Trata-se de dois versos da estrofe 103 do canto II de Os Lusíadas (nas consultas, convém sempre referenciar devidamente a passagem a analisar) que têm a seguinte particularidade: ilustram como já no século XVI o pronome se era usado como sujeito indeterminado, equivalente ao pronome indefinido alguém, e não como partícula apassivante ou apassivadora.

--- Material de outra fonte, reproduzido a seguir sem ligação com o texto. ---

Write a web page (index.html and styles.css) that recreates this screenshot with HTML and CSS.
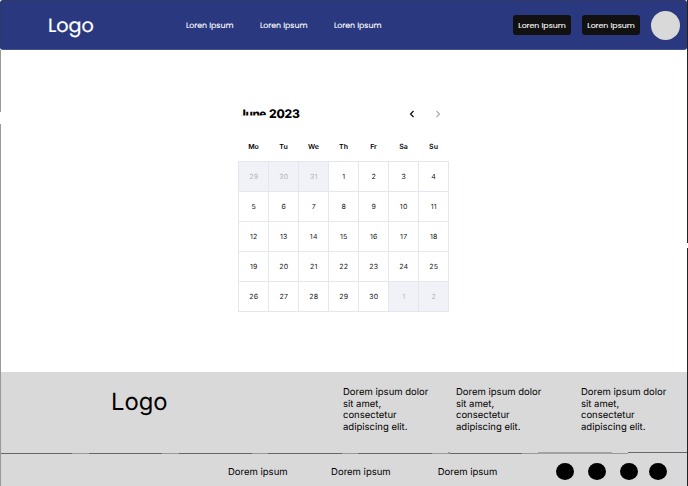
FILE: index.html
```html
<!DOCTYPE html>
<html lang="en">
<head>
<meta charset="utf-8">
<title>Calendar</title>
<link rel="stylesheet" href="styles.css">
</head>
<body>
<div class="page">
  <header class="header">
    <div class="brand">Logo</div>
    <nav class="nav"><a>Loren Ipsum</a><a>Loren Ipsum</a><a>Loren Ipsum</a></nav>
    <div class="actions"><button>Loren Ipsum</button><button>Loren Ipsum</button><span class="avatar"></span></div>
  </header>
  <main class="main">
    <section class="calendar">
      <div class="cal-head">
        <h1><span class="month">June</span><span class="year">2023</span></h1>
        <svg class="arrow" viewBox="0 0 6 8"><path d="M4.5 1 1.5 4l3 3"/></svg>
        <svg class="arrow muted" viewBox="0 0 6 8"><path d="M1.5 1l3 3-3 3"/></svg>
      </div>
      <div class="weekdays"><span>Mo</span><span>Tu</span><span>We</span><span>Th</span><span>Fr</span><span>Sa</span><span>Su</span></div>
      <div class="days">
        <span class="out">29</span><span class="out">30</span><span class="out">31</span><span>1</span><span>2</span><span>3</span><span>4</span>
        <span>5</span><span>6</span><span>7</span><span>8</span><span>9</span><span>10</span><span>11</span>
        <span>12</span><span>13</span><span>14</span><span>15</span><span>16</span><span>17</span><span>18</span>
        <span>19</span><span>20</span><span>21</span><span>22</span><span>23</span><span>24</span><span>25</span>
        <span>26</span><span>27</span><span>28</span><span>29</span><span>30</span><span class="out">1</span><span class="out">2</span>
      </div>
    </section>
  </main>
  <footer class="footer">
    <div class="footer-top">
      <div class="footer-logo">Logo</div>
      <p>Dorem ipsum dolor sit amet, consectetur adipiscing elit.</p>
      <p>Dorem ipsum dolor sit amet, consectetur adipiscing elit.</p>
      <p>Dorem ipsum dolor sit amet, consectetur adipiscing elit.</p>
    </div>
    <svg class="rule" width="688" height="2" viewBox="0 0 688 2" shape-rendering="crispEdges">
      <path class="faint" d="M0 1h448v1H0zM522 1h16v1h-16zM612 1h16v1h-16zM448 0h2v2h-2z"/>
      <path class="mid" d="M538 0h74v2h-74z"/>
      <path class="dark" d="M0 1h72v1H0zM89 1h73v1H89zM179 1h73v1h-73zM268 1h74v1h-74zM358 1h74v1h-74zM450 1h72v1h-72zM628 0h60v1h-60z"/>
    </svg>
    <div class="footer-bottom">
      <a>Dorem ipsum</a><a>Dorem ipsum</a><a>Dorem ipsum</a>
      <div class="social"><i></i><i></i><i></i><i></i></div>
    </div>
  </footer>
  <div class="edge left"></div>
  <div class="edge right"></div>
</div>
</body>
</html>
```
FILE: styles.css
```css
* { box-sizing: border-box; }
body { margin: 0; font-family: Inter, "Liberation Sans", sans-serif; color: #000; background: #fff; text-rendering: geometricPrecision; }
.page { position: relative; width: 688px; height: 486px; overflow: hidden; display: flex; flex-direction: column; }

.header { height: 50px; width: 687px; padding-top: 1px; background: #2a397f; border: 1px solid #303866; border-bottom-color: #46548f; border-radius: 3px; display: flex; align-items: center; color: #fff; font-family: Poppins, Inter, sans-serif; }
.brand { width: 138px; margin-left: 47px; font-size: 19.2px; line-height: 24px; -webkit-text-stroke: 0.2px #fff; }
.nav { display: flex; gap: 26px; }
.nav a { width: 48px; font-size: 7.8px; line-height: 12px; white-space: nowrap; -webkit-text-stroke: 0.1px #fff; }
.actions { display: flex; align-items: center; margin: -1px 6px 0 auto; }
.actions button { width: 58px; height: 20px; margin-right: 11px; padding: 1px 0 0; border: 0; border-radius: 3px; background: #111; color: #fff; font: 400 7.8px/19px Poppins, Inter, sans-serif; white-space: nowrap; -webkit-text-stroke: 0.1px #fff; }
.avatar { width: 29px; height: 29px; border-radius: 50%; background: #d9d9d9; }

.main { height: 322px; display: flex; justify-content: center; padding-top: 54px; }
.calendar { width: 212px; }
.cal-head { height: 20px; display: flex; align-items: center; padding-left: 3px; }
h1 { display: flex; margin: 0 auto 0 0; font-size: 12px; line-height: 16px; font-weight: 800; white-space: nowrap; }
.month { width: 30px; margin-left: -2px; font-size: 11.6px; letter-spacing: -0.4px; clip-path: inset(3px 0 6.5px 2px); }
.year { letter-spacing: -0.2px; }
.arrow { width: 6px; height: 8px; margin-right: 20px; fill: none; stroke: #000; stroke-width: 1.1; }
.arrow.muted { margin-right: 9px; stroke: #aaa; }
.weekdays { display: grid; grid-template-columns: repeat(7, 30px); height: 37px; padding: 17px 0 0 0.5px; text-align: center; font-size: 7px; line-height: 11px; font-weight: 600; }
.days { display: grid; grid-template: repeat(5, 30px) / repeat(7, 30px); width: 211px; border-left: 1px solid #e6e6ee; border-top: 1px solid #e6e6ee; }
.days span { padding-left: 0.5px; border-right: 1px solid #e6e6ee; border-bottom: 1px solid #e6e6ee; text-align: center; font-size: 7px; line-height: 29px; letter-spacing: 0.25px; color: #222; }
.days .out { background: #f1f2f7; color: #b4b5b9; }

.footer { height: 114px; background: #d9d9d9; }
.footer-top { height: 80px; display: flex; padding: 15px 0 0 111px; }
.footer-logo { width: 232px; font-size: 23.8px; line-height: 29px; }
.footer p { margin: 0; width: 90px; font-size: 9.5px; line-height: 11.5px; }
.footer p + p { margin-left: 23px; }
.footer p:last-child { margin-left: 35px; }
.rule { display: block; }
.rule .dark { fill: #666; }
.rule .mid { fill: #a2a2a2; }
.rule .faint { fill: #999; }
.footer-bottom { height: 32px; display: flex; align-items: center; padding: 6px 22px 0 228px; font-size: 9.5px; line-height: 12px; }
.footer-bottom a { width: 60px; margin-right: 43.5px; white-space: nowrap; }
.footer-bottom a + a { margin-right: 47px; }
.footer-bottom .social { display: flex; margin: -3px 0 0 0; }
.social i { flex: none; width: 18px; height: 17px; border-radius: 50%; background: #000; margin-left: 14px; }
.social i:first-child { margin-left: 12px; }
.social i:last-child { margin-left: 11px; }

.edge { position: absolute; width: 1px; top: 0; height: 486px; }
.edge.left { left: 0; background: linear-gradient(#999 112px, #fff 112px 124px, #999 124px); clip-path: inset(50px 0 0 0); }
.edge.right { right: 0; background: linear-gradient(#20242a 243px, #fff 243px 248px, #20242a 248px); }
```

Com efeito, se se tratasse de partícula apassivante, o verbo soar, usado transitivamente, teria de concordar com «os grandes feitos», que é o sujeito na construção passiva correspondente: «soam-se [= enaltecem-se] os grandes feitos» = «os grandes feitos são soados». Na verdade, o que se passa é que tal concordância não se verifica, mantendo-se o verbo no singular, apesar da sua transitividade, o que indicia que a concordância se faz com se, equivalente a alguém: «soa-se os grandes feitos» = «alguém soa os grandes feitos».
Como já se tem dito aqui, do ponto de vista normativo, há opiniões desencontradas sobre a legitimidade da construção de se indeterminado com verbos transitivos. De qualquer modo, as duas construções têm sido atestadas pela descrição linguística do português actual e, como vimos, de fases mais antigas da história da língua.